On the other hand, people mostly believe what they want to believe. Those who don’t want to contemplate our government’s corruption and capacity to abuse its immense power will accept the flimsiest excuse to ignore the content of the leaks and judge Snowden a traitor. Those who see corruption in every crevice but are unwilling to relinquish hope that something can be done about it will cleave to their belief in Snowden’s heroism regardless of how disappointing a fellow he is in reality.2 The pro-Snowden media is providing a myth of the whistle-blower to a segment of the public that is desperate for narratives of agency, hope, and the latent badassery of the white collar worker. I personally am hungry for a morality tale about the more-or-less regular person who changes the course of history by speaking out upon witnessing something they believe is wrong, and I don’t think I’m alone.
In a functional society it would be the job of the screenwriters and novelists to make up such stories, taking artistic license with the facts, while journalists ought to be a bit more responsive when the reality of a narrative doesn’t live up to it’s mythological potential. But again this view of the world becomes naïve if you look at things through the lens of a public relations professional or propagandist. For the PR practitioner (or propagandist, thaumaturgist), the news cycle is the primary medium through which they wreak a narrative, supported of course by film, curriculum, academic literature, advertising, pop music, and anything and everything else over which they can influence. True journalism may be a genuine check against PR and propaganda (or so I want to believe), but the fourth estate crumbled long ago, if it ever existed at all. We can mourn its demise anytime. But it’s refreshing and exciting to see such bold antiestablishment-PR as the Snowden story.
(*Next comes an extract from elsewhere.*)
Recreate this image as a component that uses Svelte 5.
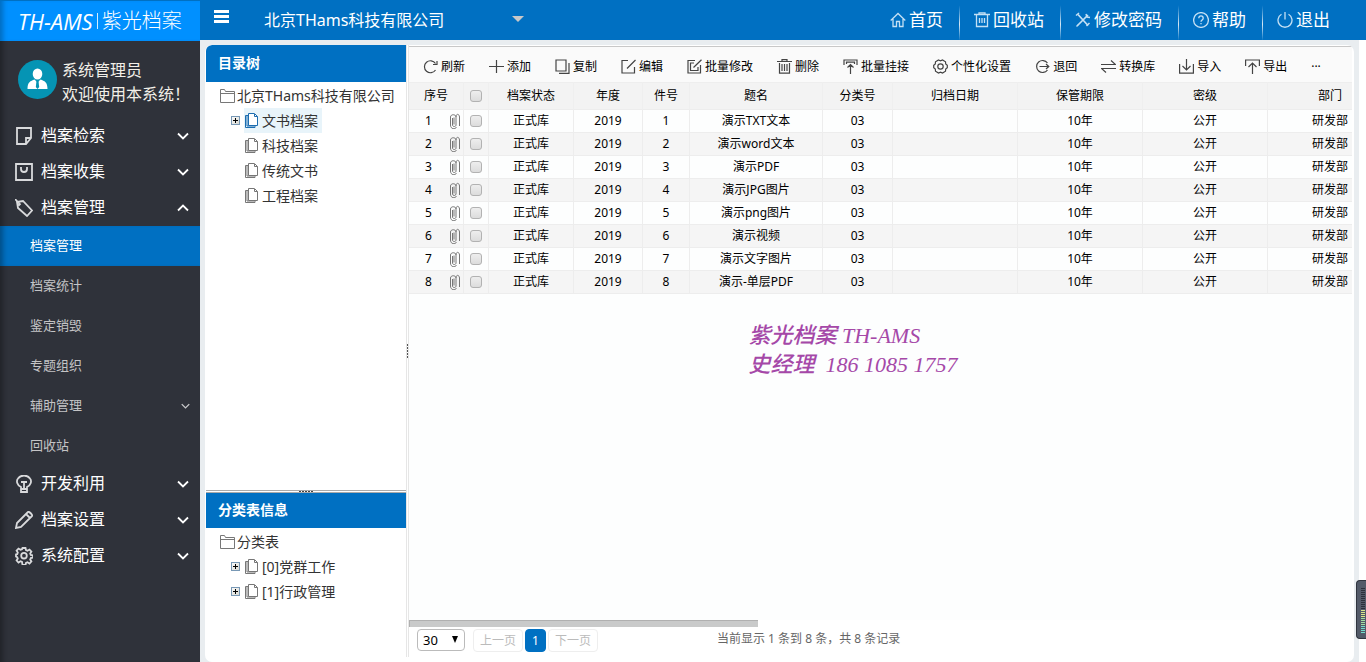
<script>
  const menuTop = [
    { label: '档案检索', icon: 'note', open: false },
    { label: '档案收集', icon: 'bag', open: false },
    { label: '档案管理', icon: 'tag', open: true }
  ];
  const submenu = [
    { label: '档案管理', active: true },
    { label: '档案统计' },
    { label: '鉴定销毁' },
    { label: '专题组织' },
    { label: '辅助管理', more: true },
    { label: '回收站' }
  ];
  const menuBottom = [
    { label: '开发利用', icon: 'bulb', open: false },
    { label: '档案设置', icon: 'pencil', open: false },
    { label: '系统配置', icon: 'gear', open: false }
  ];
  const topLinks = [
    { label: '首页', icon: 'home' },
    { label: '回收站', icon: 'bin' },
    { label: '修改密码', icon: 'tools' },
    { label: '帮助', icon: 'help' },
    { label: '退出', icon: 'power' }
  ];
  const tools = [
    ['refresh', '刷新'],
    ['plus', '添加'],
    ['copy', '复制'],
    ['edit', '编辑'],
    ['editAll', '批量修改'],
    ['trash', '删除'],
    ['attach', '批量挂接'],
    ['hexgear', '个性化设置'],
    ['back', '退回'],
    ['swap', '转换库'],
    ['import', '导入'],
    ['export', '导出']
  ];
  const catalog = [
    { label: '文书档案', expandable: true, selected: true },
    { label: '科技档案' },
    { label: '传统文书' },
    { label: '工程档案' }
  ];
  const classes = [
    { label: '[0]党群工作', expandable: true },
    { label: '[1]行政管理', expandable: true }
  ];
  const titles = ['演示TXT文本', '演示word文本', '演示PDF', '演示JPG图片', '演示png图片', '演示视频', '演示文字图片', '演示-单层PDF'];
  const widths = [55, 25, 85, 69, 47, 133, 70, 125, 125, 125, 125];
</script>

{#snippet menuIcon(name)}
  <svg class="menu-icon" viewBox="0 0 18 18" aria-hidden="true">
    {#if name === 'note'}
      <path d="M2 1h14v10l-5 6H2zM16 11h-5v6" />
    {:else if name === 'bag'}
      <path d="M1 1h16v16H1zM6 4v2a3 3 0 0 0 6 0V4" />
    {:else if name === 'tag'}
      <path d="M2 3l6-1 9 9.500-5 5.500-9-8zM0 0l4 4.500M3.500 6.500l2-2" />
    {:else if name === 'bulb'}
      <path d="M6 12C2 10 1 6 3 3.500c3-4 9-4 12 0 2 2.500 1 6.500-3 8.500v2H6zM6.500 17h5M6 7h6M9 7v6M6 14v3h6v-3" />
    {:else if name === 'pencil'}
      <path d="M1 17l1-5L13 1c1-1 5 3 4 4L6 16zM11 3l4 4" />
    {:else}
      <path d="M7.500 1h3l.5 2.200 1.500.6 2-1.200 1.900 2-1.200 1.900.6 1.500 2.200.5v2l-2.200.6-.6 1.500 1.200 1.900-1.900 2-2-1.300-1.500.7-.5 2.100h-3L7 14.900l-1.500-.7-2 1.300-1.900-2 1.200-1.900-.6-1.500L1 9.500v-2l1.200-.3.600-1.700-1.200-1.900 1.900-2 2 1.200L7 2.200z" /><circle cx="9" cy="8.700" r="2.800" />
    {/if}
  </svg>
{/snippet}

{#snippet chevron(up, small)}
  <svg class="chevron" class:small viewBox="0 0 12 8" aria-hidden="true">
    <path d={up ? 'M1 6.500l5-5 5 5' : 'M1 1.500l5 5 5-5'} />
  </svg>
{/snippet}

{#snippet topIcon(name)}
  <svg class="top-icon" viewBox="0 0 16 16" aria-hidden="true">
    {#if name === 'home'}
      <path d="M.7 8.500L8 1.500l7.300 7M3 7v7.500h3.500V9.500h3v5H13V7" />
    {:else if name === 'bin'}
      <path d="M0 2.500h16M5 2V.8h6V2M2.500 2.500v12h11v-12M5.500 6v5M8 6v5M10.500 6v5" />
    {:else if name === 'tools'}
      <path d="M3 2.500l10 11M13 3L3 13" stroke-width="1.700" /><path d="M1 3.500l3-2.500M11 2l1 3 3 .5M1.500 14.500l2-2M11.500 14l3-3" stroke-width="1.500" />
    {:else if name === 'help'}
      <circle cx="8" cy="8" r="7.400" /><path d="M5.800 6.200c0-3 4.400-3 4.400 0C10.200 8 8 8 8 9.800M8 11v1.300" />
    {:else}
      <path d="M8 0v7.500M4.500 2.200a7 7 0 1 0 7 0" />
    {/if}
  </svg>
{/snippet}

{#snippet toolIcon(name)}
  <svg class="tool-icon" viewBox="0 0 15 15" aria-hidden="true">
    {#if name === 'refresh'}
      <path d="M12.500 11A6 6 0 1 1 12.500 4.500M14 2v3.500h-4" />
    {:else if name === 'plus'}
      <path d="M0 7.500h15M7.500 1v13" />
    {:else if name === 'copy'}
      <path d="M1 1h10v11H1zM14 4v10.300H4" />
    {:else if name === 'edit'}
      <path d="M7 1.500H1v12.500h12.500V8M6 9.500l8.500-8.500" />
    {:else if name === 'editAll'}
      <path d="M8 1.500H1v12.500h12.500V6M7 4H3.500v7.500h7.500V8M6.500 8.500L14.500.8" />
    {:else if name === 'trash'}
      <path d="M0 2.500h15M5 2V.6h5V2M2.500 4v10.200h10V4M5 5v7M7.500 5v7M10 5v7" />
    {:else if name === 'attach'}
      <path d="M1 6V1h13v5M3.500 5V3.200h8V5M7.500 15V5.500M4.500 8.500l3-3 3 3" />
    {:else if name === 'hexgear'}
      <path d="M5.500 1l2 .8 2-.8 3 1.800.2 2.200 1.600 1.300v2.400L12.700 10l-.2 2.200-3 1.800-2-.8-2 .8-3-1.800L2.300 10 .7 8.700V6.300L2.300 5l.2-2.200z" /><circle cx="7.500" cy="7.500" r="2.700" />
    {:else if name === 'back'}
      <path d="M12.500 4A6 6 0 1 0 12.500 11M4.500 7.500h9.500M11 5l2.800 2.500L11 10" />
    {:else if name === 'swap'}
      <path d="M0 5.500h14.500L10 1.500M15 9.500H.5L5 13.500" />
    {:else if name === 'import'}
      <path d="M.6 5v9.200h13.800V5M7.500 0v11M3.500 7l4 4 4-4" />
    {:else}
      <path d="M.6 7V1h13.800v6M7.500 15V4M3.500 8l4-4 4 4" />
    {/if}
  </svg>
{/snippet}

{#snippet folder(label)}
  <a class="root" href="#tree">
    <svg class="folder" viewBox="0 0 15 14" aria-hidden="true"><path d="M.5 13.500V.5h4l1 2h9v11zM.5 4.500h14" /></svg>
    {label}
  </a>
{/snippet}

{#snippet leaf(node)}
  <li>
    {#if node.expandable}
      <button class="expander" aria-label="展开"><svg viewBox="0 0 9 9" aria-hidden="true"><path d="M2 4.500h5M4.500 2v5" /></svg></button>
    {:else}
      <span class="blank"></span>
    {/if}
    <a class="leaf" class:selected={node.selected} href="#tree">
      <svg class="pages" viewBox="0 0 13 15" aria-hidden="true">
        <path d="M3.500.5h6l3 3v9h-9z" fill="#fff" /><path d="M9.500 1v2.500h3" /><path d="M3 2.500H.5v12h9.500v-2M2 3v10h7.500" />
      </svg>
      {node.label}
    </a>
  </li>
{/snippet}

<div class="app">
  <aside>
    <div class="logo"><i>TH-AMS</i><span class="bar"></span><span class="brand">紫光档案</span></div>
    <div class="user">
      <svg class="avatar" viewBox="0 0 39 39" aria-hidden="true">
        <circle cx="19.500" cy="19.500" r="19.500" fill="#0594b4" />
        <ellipse cx="19.500" cy="14" rx="4.800" ry="5.500" fill="#fff" />
        <path d="M9.500 29c0-7 3-8 7-9.500l3 3 3-3c4 1.500 7 2.500 7 9.500z" fill="#fff" />
        <path d="M18.500 21h2l.7 6-1.700 2-1.700-2z" fill="#0594b4" />
      </svg>
      <div>系统管理员<br />欢迎使用本系统！</div>
    </div>
    <nav>
      {#each menuTop as m}
        <button class="menu">{@render menuIcon(m.icon)}<span>{m.label}</span>{@render chevron(m.open, false)}</button>
      {/each}
      {#each submenu as s}
        <a class="sub" class:active={s.active} href="#menu"><span>{s.label}</span>{#if s.more}{@render chevron(false, true)}{/if}</a>
      {/each}
      {#each menuBottom as m}
        <button class="menu">{@render menuIcon(m.icon)}<span>{m.label}</span>{@render chevron(m.open, false)}</button>
      {/each}
    </nav>
  </aside>

  <div class="main">
    <header>
      <button class="burger" aria-label="菜单"><span></span><span></span><span></span></button>
      <div class="company">
        <select aria-label="公司"><option>北京THams科技有限公司</option></select>
        <svg viewBox="0 0 12 6" aria-hidden="true"><path d="M0 0h12L6 6z" /></svg>
      </div>
      <nav class="links">
        {#each topLinks as l}
          <a href="#top">{@render topIcon(l.icon)}{l.label}</a>
        {/each}
      </nav>
    </header>

    <div class="content">
      <div class="panel">
        <section class="side">
          <h2 class="first">目录树</h2>
          <div class="tree upper">
            {@render folder('北京THams科技有限公司')}
            <ul>{#each catalog as n}{@render leaf(n)}{/each}</ul>
          </div>
          <div class="hsplit"><span></span></div>
          <h2>分类表信息</h2>
          <div class="tree lower">
            {@render folder('分类表')}
            <ul>{#each classes as n}{@render leaf(n)}{/each}</ul>
          </div>
        </section>
        <div class="vsplit"><span></span></div>
        <section class="grid">
          <div class="toolbar">
            {#each tools as [icon, label]}
              <button>{@render toolIcon(icon)}{label}</button>
            {/each}
            <button aria-label="更多">···</button>
          </div>
          <div class="rows">
            <table>
              <colgroup>{#each widths as w}<col style="width:{w}px" />{/each}</colgroup>
              <thead>
                <tr>
                  <th>序号</th><th><input type="checkbox" aria-label="全选" /></th><th>档案状态</th><th>年度</th><th>件号</th>
                  <th>题名</th><th>分类号</th><th>归档日期</th><th>保管期限</th><th>密级</th><th>部门</th>
                </tr>
              </thead>
              <tbody>
                {#each titles as t, i}
                  <tr>
                    <td><div class="num"><span>{i + 1}</span>
                      <svg viewBox="0 0 11 16" aria-hidden="true"><path d="M3.500 5v7c0 2 3.500 2 3.500 0V4c0-3-5.500-3-5.500 0v8c0 4.500 5 4.500 6 2M5 4.500v7M7 4c0-4 3.500-3 3.500 0v9" /></svg></div></td>
                    <td><input type="checkbox" aria-label="选择 {i + 1}" /></td>
                    <td>正式库</td><td>2019</td><td>{i + 1}</td><td>{t}</td><td>03</td><td></td><td>10年</td><td>公开</td><td>研发部</td>
                  </tr>
                {/each}
              </tbody>
            </table>
            <p class="contact">紫光档案 TH-AMS<br />史经理&nbsp; 186 1085 1757</p>
          </div>
          <div class="scroll"><div></div></div>
          <footer>
            <div class="size">
              <select aria-label="每页条数"><option>30</option></select>
              <svg viewBox="0 0 6 7" aria-hidden="true"><path d="M0 0h6L3 7z" /></svg>
            </div>
            <div class="pages-nav">
              <button disabled>上一页</button><button class="current">1</button><button disabled>下一页</button>
            </div>
            <span class="info">当前显示 1 条到 8 条，共 8 条记录</span>
          </footer>
        </section>
      </div>
    </div>
  </div>

  <div class="meter" aria-hidden="true">
    {#each Array(23) as _, i}<span class:yellow={i > 10 && i < 15} class:green={i >= 15 && i < 19} class:teal={i >= 19}></span>{/each}
  </div>
</div>

<style>
  :global(body) { margin: 0; background: #fff; }
  .app {
    position: relative;
    display: grid;
    grid-template-columns: 200px minmax(0, 1fr);
    min-height: 100vh;
    font-family: "Noto Sans", "Noto Sans CJK SC", sans-serif;
    font-size: 12px;
    color: #000;
  }
  .app * { box-sizing: border-box; }
  button, select { font: inherit; border: 0; padding: 0; margin: 0; background: none; color: inherit; }
  a { color: inherit; text-decoration: none; }
  svg { fill: none; stroke: currentColor; flex: none; display: block; }

  aside { background: #2f323a; box-shadow: inset 6px 0 5px -3px rgba(0, 0, 0, .3); color: #fff; }
  .logo {
    display: flex; align-items: center; height: 41px; padding: 0 0 0 18px;
    border-top: 1px solid #0070c2; background: #0090ff; box-shadow: inset 6px 0 5px -3px rgba(0, 0, 0, .25);
    white-space: nowrap;
  }
  .logo i { font-family: "Open Sans", "Noto Sans", sans-serif; font-size: 22px; line-height: 28px; }
  .bar { width: 1px; height: 16px; margin: 0 4px; background: #d5ecff; }
  .brand { font-size: 20px; line-height: 28px; font-weight: 300; }
  .user { display: flex; align-items: center; gap: 5px; height: 77px; padding: 4px 0 0 18px; font-size: 16px; line-height: 24px; white-space: nowrap; color: #f2efe8; }
  .avatar { width: 39px; height: 39px; stroke: none; margin-bottom: 4px; }
  .menu { display: flex; align-items: center; width: 100%; height: 36px; padding: 0 11px 0 15px; gap: 8px; font-size: 16px; line-height: 24px; }
  .menu span { flex: 1; padding-bottom: 2px; text-align: left; }
  .menu-icon { width: 18px; height: 18px; stroke: #d9dadc; stroke-width: 1.8; }
  .chevron { width: 12px; height: 8px; stroke-width: 1.8; }
  .chevron.small { width: 9px; height: 6px; color: #c9c9cb; }
  .sub { display: flex; align-items: center; justify-content: space-between; height: 40px; padding: 0 10px 0 30px; font-size: 13px; line-height: 20px; color: #c4c4c6; }
  .sub span { padding-bottom: 2px; }
  .sub.active { background: #0070c2; color: #fff; box-shadow: inset 6px 0 5px -3px rgba(0, 0, 0, .3); }

  .main { display: flex; flex-direction: column; min-width: 0; }
  header { display: flex; height: 40px; background: #0070c2; color: #fff; white-space: nowrap; }
  .burger { display: flex; flex-direction: column; gap: 2px; width: 15px; margin: 10px 34px 0 14px; }
  .burger span { height: 3px; background: #fff; }
  .company { display: flex; align-items: center; gap: 0; width: 262px; margin-left: 1px; }
  .company select { width: 248px; height: 32px; appearance: none; font-size: 16px; line-height: 24px; }
  .company svg { width: 12px; height: 6px; fill: #c8c8c8; stroke: none; margin-top: -2px; }
  .links { display: flex; margin-left: auto; padding-right: 20px; font-size: 17px; line-height: 40px; }
  .links a { display: flex; align-items: center; gap: 3px; padding: 0 16px 0 14px; border-right: 1px solid; border-image: linear-gradient(#0070c2 15%, #d7e8f5 60%, #0070c2) 1; }
  .links a:last-child { border: 0; }
  .top-icon { width: 16px; height: 16px; color: #c4e0f4; stroke-width: 1.3; }

  .content { flex: 1; display: flex; margin-right: 7px; padding: 5px 5px 0; background: #e9edf0; }
  .panel { flex: 1; min-width: 0; display: flex; padding: 0 2px 0 1px; border-radius: 7px; background: #fff; overflow: hidden; }
  .side { flex: none; width: 200px; display: flex; flex-direction: column; color: #333; }
  h2 { margin: 0; padding: 0 0 2px 12px; background: #0070c2; color: #fff; font-size: 14px; line-height: 33px; font-weight: 700; }
  h2.first { line-height: 35px; border-top-left-radius: 6px; }
  .tree { padding: 1px 0 0 14px; font-size: 14px; line-height: 25px; white-space: nowrap; }
  .upper { flex: 409 1 0; }
  .lower { flex: 133 1 0; }
  .root { display: flex; align-items: center; gap: 2px; }
  .folder { width: 15px; height: 14px; color: #777; }
  ul { list-style: none; margin: 0; padding: 0 0 0 11px; }
  li { display: flex; align-items: center; gap: 4px; height: 25px; }
  .expander, .blank { width: 9px; height: 9px; }
  .expander { background: linear-gradient(135deg, #fff, #d4d4cc); outline: 1px solid #7898b5; outline-offset: -1px; color: #000; }
  .leaf { display: flex; align-items: center; gap: 4px; padding: 0 4px 0 1px; }
  .leaf.selected { background: #e8f4fa; }
  .pages { width: 13px; height: 15px; color: #777; }
  .selected .pages { color: #1c6db0; }
  .hsplit { display: flex; justify-content: center; height: 3px; border-top: 1px solid #aaa; border-bottom: 1px solid #aaa; }
  .hsplit span { width: 14px; height: 1px; background: repeating-linear-gradient(90deg, #444 0 2px, #fff 2px 3px); }
  .vsplit { flex: none; display: flex; align-items: center; width: 3px; margin-bottom: 5px; border-left: 1px solid #e6e6e6; border-right: 1px solid #e6e6e6; }
  .vsplit span { width: 1px; height: 14px; background: repeating-linear-gradient(#555 0 2px, #fff 2px 3px); }

  .grid { flex: 1; min-width: 0; display: flex; flex-direction: column; padding-top: 1px; }
  .toolbar { display: flex; align-items: center; gap: 24px; height: 36px; padding: 4px 0 0 14px; border-top: 1px solid #c8c8c8; background: #fafafa; white-space: nowrap; overflow: hidden; }
  .toolbar button { display: flex; align-items: center; gap: 3px; line-height: 18px; }
  .tool-icon { width: 15px; height: 15px; color: #444; stroke-width: 1.2; }
  .rows { flex: 1; overflow: hidden; background: #fdfefe; }
  table { width: 984px; table-layout: fixed; border-collapse: separate; border-spacing: 0; text-align: center; white-space: nowrap; }
  th, td { padding: 0; border-right: 1px solid #ededed; border-bottom: 1px solid #ededed; line-height: 22px; height: 23px; font-weight: 400; }
  th { height: 27px; line-height: 26px; background: #f3f3f3; border-top: 1px solid #eee; border-right-color: #efefef; }
  tbody tr:nth-child(even) { background: #f5f5f5; }
  .num { display: flex; align-items: center; }
  .num span { width: 39px; }
  .num svg { width: 11px; height: 16px; margin-left: 1px; color: #777; }
  input { display: block; appearance: none; width: 12px; height: 12px; margin: 0 auto; border: 1px solid #b2b2b2; border-radius: 3px; background: linear-gradient(#eee, #dcdcdc); }
  .contact { margin: 27px 0 0 36%; font-family: "Liberation Serif", "Noto Sans CJK SC", serif; font-size: 22px; line-height: 29px; font-style: italic; font-weight: 500; color: #a548a8; white-space: nowrap; }
  .scroll { height: 7px; }
  .scroll div { width: 37%; height: 7px; background: #c9caca; border-top: 1px solid #b0b0b0; border-left: 1px solid #b0b0b0; }
  footer { display: flex; align-items: flex-start; height: 35px; padding: 2px 0 0 8px; color: #666; white-space: nowrap; }
  .size { position: relative; width: 48px; margin-right: 8px; color: #000; }
  .size select { appearance: none; display: block; width: 48px; height: 22px; padding: 0 5px; border: 1px solid #bbb; border-radius: 4px; font-size: 13px; line-height: 20px; }
  .size svg { position: absolute; right: 7px; top: 7px; width: 6px; height: 7px; fill: #000; stroke: none; }
  .pages-nav { display: flex; gap: 2px; width: 244px; }
  .pages-nav button { height: 23px; width: 50px; border: 1px solid #eee; border-radius: 4px; color: #bbb; line-height: 20px; }
  .pages-nav button.current { width: 21px; background: #0070c2; border-color: #0070c2; color: #fff; }
  .info { line-height: 20px; }

  .meter { position: absolute; right: 0; top: 580px; width: 10px; height: 59px; padding: 7px 2px 0 4px; border: 1px solid #30343e; border-right: 0; border-radius: 4px 0 0 4px; background: #535a68; }
  .meter span { display: block; width: 4px; height: 1px; margin-bottom: 1px; background: #2c303a; }
  .meter .yellow { background: #d8e88a; }
  .meter .green { background: #a2e0a2; }
  .meter .teal { background: #74dccb; }
</style>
How depressing, that I find any sort of propaganda refreshing. Ultimately I am viscerally and strategically opposed to “noble lies” and ends-justifies-the-means reasoning. I don’t think Greenwald is necessarily engaged in such behavior, but perhaps fell victim to it by taking an offensive-defense position. I do think people need heroes, real or imaginary, preferably ones physically & culturally closer to home than Vasya and Limonov from the Ames piece. And a movement too lax in designating heroism risks mediocrity and co-option. But rather than exert further effort glorifying or denigrating Snowden & Greenwald, I’d welcome a more internal reflection on our hero fantasies. What sorts of heroes do we want, and what values do they reflect? Can we find them in mythology, in history, in our neighborhoods? How do the contemporary heroes of film and television fall short and mislead us? What kind of shortcomings are we willing to tolerate in our heroes, and what actions genuinely undermine otherwise heroic deeds?3
These sorts of questions are important not because they’ll encourage more passionate and incisive judgements of character, though that has a sort of Old Testament appeal. We need heroes to remind ourselves of the sorts of people we want to be. It’s not about getting behind someone and supporting them blindly. It’s about expanding the imagination to allow for the possibility of strength and dignity, and of having someone (ideally, conflicting someones) to learn from by example and judge our own deeds against.